Rising Intangible Capital, Shrinking Debt Capacity, and the US Corporate Savings Glut
2013
This paper explores the hypothesis that the rise in intangible capital is a fundamental driver of the secular trend in US corporate cash holdings over the last decades. Using a new measure, we show that intangible capital is the most important firm-level determinant of corporate cash holdings and that its importance increases monotonically with firms' financial constraint status and investment inflexibility. On average, our measure accounts for almost as much of the secular increase in cash since the 1970s as all other determinants together. We then develop a new dynamic model of corporate cash holdings with two productive assets, tangible and intangible capital. The interplay of real and financial frictions in the model leads firms with growth options to optimally hold cash in anticipation of (S,s)-type adjustments in physical capital because they want to avoid raising costly external finance.

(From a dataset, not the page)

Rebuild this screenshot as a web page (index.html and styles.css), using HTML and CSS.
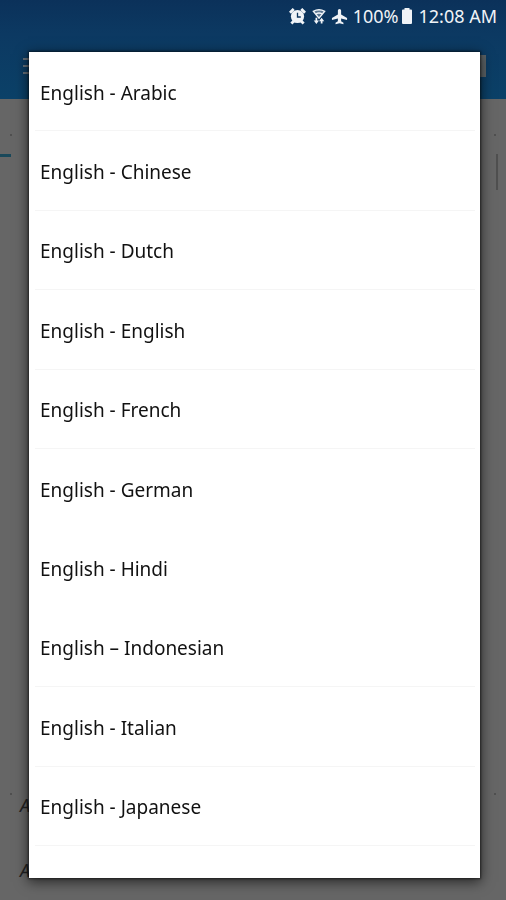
FILE: index.html
```html
<!DOCTYPE html>
<html lang="en">
<head>
<meta charset="utf-8">
<meta name="viewport" content="width=device-width">
<title>Dictionary</title>
<link rel="stylesheet" href="styles.css">
</head>
<body>
<div class="screen">
  <header class="top">
    <div class="status">
      <svg class="icon alarm" viewBox="0 0 18 18" aria-hidden="true"><circle cx="9" cy="9" r="7" fill="currentColor"/><path d="M1 5 5 1M13 1 17 5M2.500 16.500l3-3M15.500 16.500l-3-3" stroke="currentColor" stroke-width="3"/><path d="M9 5V9.500H12.500" fill="none" stroke="#0c355d" stroke-width="1.400"/></svg>
      <svg class="icon wifi" viewBox="0 0 16 18" aria-hidden="true"><path d="M1.500 3Q8-.5 14.500 3L8 11z" fill="currentColor" fill-opacity=".35" stroke="currentColor" stroke-width="1.600"/><path d="M4.500 6Q8 4 11.500 6" fill="none" stroke="currentColor" stroke-width="1.500"/><path d="M5 10.500v4M11 17v-4" stroke="currentColor" stroke-width="2"/><path d="M2 13.500h6L5 17.500zM8 14.500h6L11 10.500z" fill="currentColor"/></svg>
      <svg class="icon" viewBox="0 0 18 18" aria-hidden="true"><path d="M9 1c1 0 1.700.8 1.700 2v4L17 10.500v2.200l-6.300-1.700v3l2.500 1.700V17.200L9 16.200 4.800 17.200v-1.500l2.500-1.700v-3L1 12.700v-2.200L7.300 7V3C7.300 1.800 8 1 9 1z" fill="currentColor"/></svg>
      <span>100%</span>
      <svg class="battery" viewBox="0 0 10 16" aria-hidden="true"><path d="M2.500 0h5v1.500H9q1 0 1 1V15q0 1-1 1H1q-1 0-1-1V2.500q0-1 1-1h1.500z" fill="currentColor"/></svg>
      <time>12:08 AM</time>
    </div>
    <div class="bar">
      <button class="menu" aria-label="Menu"><i></i><i></i><i></i></button>
      <i class="action"></i>
    </div>
  </header>
  <main class="page">
    <div class="tabs"><i class="dot"></i><i class="dot"></i></div>
    <div class="tabline"></div>
    <div class="thumb"></div>
    <div class="words">
      <div class="dots"><i class="dot"></i><i class="dot"></i></div>
      <p>A</p>
      <p>A</p>
    </div>
  </main>
</div>
<div class="dialog" role="dialog" aria-label="Choose a dictionary">
  <ul class="list">
    <li><button>English - Arabic</button></li>
    <li><button>English - Chinese</button></li>
    <li><button>English - Dutch</button></li>
    <li><button>English - English</button></li>
    <li><button>English - French</button></li>
    <li class="plain"><button>English - German</button></li>
    <li class="plain"><button>English - Hindi</button></li>
    <li><button>English – Indonesian</button></li>
    <li><button>English - Italian</button></li>
    <li><button>English - Japanese</button></li>
  </ul>
</div>
</body>
</html>
```
FILE: styles.css
```css
* { box-sizing: border-box; }
body {
  margin: 0;
  font-family: "Noto Sans", "Open Sans", sans-serif;
  background: #666;
  color: #111;
}
button { font: inherit; color: inherit; border: 0; background: none; padding: 0; }
.screen { display: flex; flex-direction: column; min-height: 100vh; }
.top { background: linear-gradient(#0b315a, #0c3962 34px, #0b4168 99px); }
.status {
  display: flex;
  align-items: center;
  justify-content: flex-end;
  height: 32px;
  padding-right: 9px;
  color: #f0f3f7;
  font-size: 18px;
  line-height: 32px;
}
.icon { width: 17px; height: 17px; margin-right: 5px; }
.wifi { width: 14px; }
.alarm { margin-right: 6px; }
.battery { width: 10px; height: 16px; margin: 0 6px 0 4px; }
.bar {
  display: flex;
  align-items: center;
  justify-content: space-between;
  height: 67px;
  padding: 0 20px 0 23px;
}
.menu { display: grid; gap: 5px; width: 22px; }
.menu i { height: 2px; background: #66717b; }
.action { width: 20px; height: 22px; background: #5d6467; }
.page { flex: 1; display: flex; flex-direction: column; }
.tabs, .dots { display: flex; justify-content: space-between; padding: 0 10px; }
.tabs { height: 55px; align-items: center; padding-top: 16px; }
.dot { width: 2px; height: 2px; background: #505050; }
.tabline { width: 11px; height: 3px; background: #19485a; }
.thumb { width: 2px; height: 36px; margin: -3px 8px 0 auto; background: #505050; }
.words { margin-top: auto; padding-bottom: 16px; font-size: 18px; }
.words p { margin: 0; padding-left: 20px; height: 65px; line-height: 20px; font-style: italic; color: #222; }
.words p:last-child { height: 24px; }
.dialog {
  position: fixed;
  inset: 52px 26px 22px 29px;
  display: flex;
  padding-bottom: 32px;
  background: #fff;
  box-shadow: 0 0 2px 1px rgba(0, 0, 0, .5), 0 3px 12px 1px rgba(0, 0, 0, .6);
}
.list {
  flex: 1;
  display: grid;
  grid-auto-rows: 1fr;
  margin: 0;
  padding: 0 5px 0 6px;
  list-style: none;
}
.list li { display: flex; border-bottom: 1px solid #f5f5f5; }
.list .plain { border-color: transparent; }
.list button { flex: 1; padding: 3px 0 0 5px; text-align: left; font-size: 19px; }
```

Since only tangible capital can be pledged as collateral, a shift toward intangible capital shrinks the debt capacity of firms and leads them to hold more cash in order to preserve financial flexibility. This mechanism is quantitatively important, as our model predicts an increase in cash holdings in line with the data in response to a realistic increase in intangible capital. We also consider alternative hypotheses, such as declining interest rates and rising equity issuance costs. Overall, our results suggest that technological change has contributed significantly to recent changes in corporate liquidity management.